- COLLECTED MATERIAL:
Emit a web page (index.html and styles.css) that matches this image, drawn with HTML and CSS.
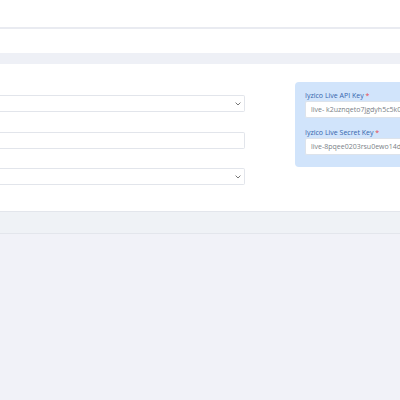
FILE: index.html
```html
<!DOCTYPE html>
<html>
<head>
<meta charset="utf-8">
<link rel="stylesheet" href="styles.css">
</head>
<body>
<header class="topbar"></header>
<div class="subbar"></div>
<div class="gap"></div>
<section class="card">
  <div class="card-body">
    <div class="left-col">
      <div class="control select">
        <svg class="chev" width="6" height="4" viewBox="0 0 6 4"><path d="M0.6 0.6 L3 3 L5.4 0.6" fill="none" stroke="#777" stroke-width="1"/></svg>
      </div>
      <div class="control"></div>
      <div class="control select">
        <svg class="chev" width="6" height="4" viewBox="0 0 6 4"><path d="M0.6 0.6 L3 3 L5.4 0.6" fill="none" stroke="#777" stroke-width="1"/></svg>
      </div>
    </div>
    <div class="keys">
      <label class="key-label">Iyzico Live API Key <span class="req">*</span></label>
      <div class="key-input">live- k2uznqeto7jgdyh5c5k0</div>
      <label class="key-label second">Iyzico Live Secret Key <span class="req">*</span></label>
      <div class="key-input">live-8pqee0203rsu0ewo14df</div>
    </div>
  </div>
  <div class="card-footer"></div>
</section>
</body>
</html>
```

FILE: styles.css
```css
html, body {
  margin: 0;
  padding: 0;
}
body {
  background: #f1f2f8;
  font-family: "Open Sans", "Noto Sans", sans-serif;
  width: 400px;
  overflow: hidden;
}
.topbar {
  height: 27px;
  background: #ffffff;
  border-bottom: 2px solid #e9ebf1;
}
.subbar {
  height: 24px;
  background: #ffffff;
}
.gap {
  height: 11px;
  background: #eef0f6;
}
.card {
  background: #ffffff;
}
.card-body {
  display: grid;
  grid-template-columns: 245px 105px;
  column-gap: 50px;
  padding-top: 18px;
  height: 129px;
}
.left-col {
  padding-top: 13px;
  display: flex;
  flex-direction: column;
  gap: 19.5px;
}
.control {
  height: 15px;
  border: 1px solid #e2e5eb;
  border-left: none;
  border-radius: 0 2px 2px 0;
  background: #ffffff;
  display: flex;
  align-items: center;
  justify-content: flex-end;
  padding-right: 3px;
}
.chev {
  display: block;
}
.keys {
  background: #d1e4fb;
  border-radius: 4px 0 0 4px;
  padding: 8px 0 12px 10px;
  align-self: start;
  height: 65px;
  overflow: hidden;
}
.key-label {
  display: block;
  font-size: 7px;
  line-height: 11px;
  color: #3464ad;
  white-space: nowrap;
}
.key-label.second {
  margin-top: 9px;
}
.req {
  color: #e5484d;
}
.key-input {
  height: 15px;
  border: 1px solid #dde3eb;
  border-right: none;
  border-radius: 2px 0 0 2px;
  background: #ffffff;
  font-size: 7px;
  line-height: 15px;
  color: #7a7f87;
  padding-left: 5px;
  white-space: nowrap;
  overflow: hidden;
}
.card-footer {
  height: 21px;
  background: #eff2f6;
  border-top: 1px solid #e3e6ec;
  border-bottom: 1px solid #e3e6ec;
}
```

- CHALLENGE: Restate the entire listing word for word, excluding pictures.

- FULL RESPONSE:
Emit a web page (index.html and styles.css) that matches this image, drawn with HTML and CSS.
FILE: index.html
```html
<!DOCTYPE html>
<html>
<head>
<meta charset="utf-8">
<link rel="stylesheet" href="styles.css">
</head>
<body>
<header class="topbar"></header>
<div class="subbar"></div>
<div class="gap"></div>
<section class="card">
  <div class="card-body">
    <div class="left-col">
      <div class="control select">
        <svg class="chev" width="6" height="4" viewBox="0 0 6 4"><path d="M0.6 0.6 L3 3 L5.4 0.6" fill="none" stroke="#777" stroke-width="1"/></svg>
      </div>
      <div class="control"></div>
      <div class="control select">
        <svg class="chev" width="6" height="4" viewBox="0 0 6 4"><path d="M0.6 0.6 L3 3 L5.4 0.6" fill="none" stroke="#777" stroke-width="1"/></svg>
      </div>
    </div>
    <div class="keys">
      <label class="key-label">Iyzico Live API Key <span class="req">*</span></label>
      <div class="key-input">live- k2uznqeto7jgdyh5c5k0</div>
      <label class="key-label second">Iyzico Live Secret Key <span class="req">*</span></label>
      <div class="key-input">live-8pqee0203rsu0ewo14df</div>
    </div>
  </div>
  <div class="card-footer"></div>
</section>
</body>
</html>
```

FILE: styles.css
```css
html, body {
  margin: 0;
  padding: 0;
}
body {
  background: #f1f2f8;
  font-family: "Open Sans", "Noto Sans", sans-serif;
  width: 400px;
  overflow: hidden;
}
.topbar {
  height: 27px;
  background: #ffffff;
  border-bottom: 2px solid #e9ebf1;
}
.subbar {
  height: 24px;
  background: #ffffff;
}
.gap {
  height: 11px;
  background: #eef0f6;
}
.card {
  background: #ffffff;
}
.card-body {
  display: grid;
  grid-template-columns: 245px 105px;
  column-gap: 50px;
  padding-top: 18px;
  height: 129px;
}
.left-col {
  padding-top: 13px;
  display: flex;
  flex-direction: column;
  gap: 19.5px;
}
.control {
  height: 15px;
  border: 1px solid #e2e5eb;
  border-left: none;
  border-radius: 0 2px 2px 0;
  background: #ffffff;
  display: flex;
  align-items: center;
  justify-content: flex-end;
  padding-right: 3px;
}
.chev {
  display: block;
}
.keys {
  background: #d1e4fb;
  border-radius: 4px 0 0 4px;
  padding: 8px 0 12px 10px;
  align-self: start;
  height: 65px;
  overflow: hidden;
}
.key-label {
  display: block;
  font-size: 7px;
  line-height: 11px;
  color: #3464ad;
  white-space: nowrap;
}
.key-label.second {
  margin-top: 9px;
}
.req {
  color: #e5484d;
}
.key-input {
  height: 15px;
  border: 1px solid #dde3eb;
  border-right: none;
  border-radius: 2px 0 0 2px;
  background: #ffffff;
  font-size: 7px;
  line-height: 15px;
  color: #7a7f87;
  padding-left: 5px;
  white-space: nowrap;
  overflow: hidden;
}
.card-footer {
  height: 21px;
  background: #eff2f6;
  border-top: 1px solid #e3e6ec;
  border-bottom: 1px solid #e3e6ec;
}
```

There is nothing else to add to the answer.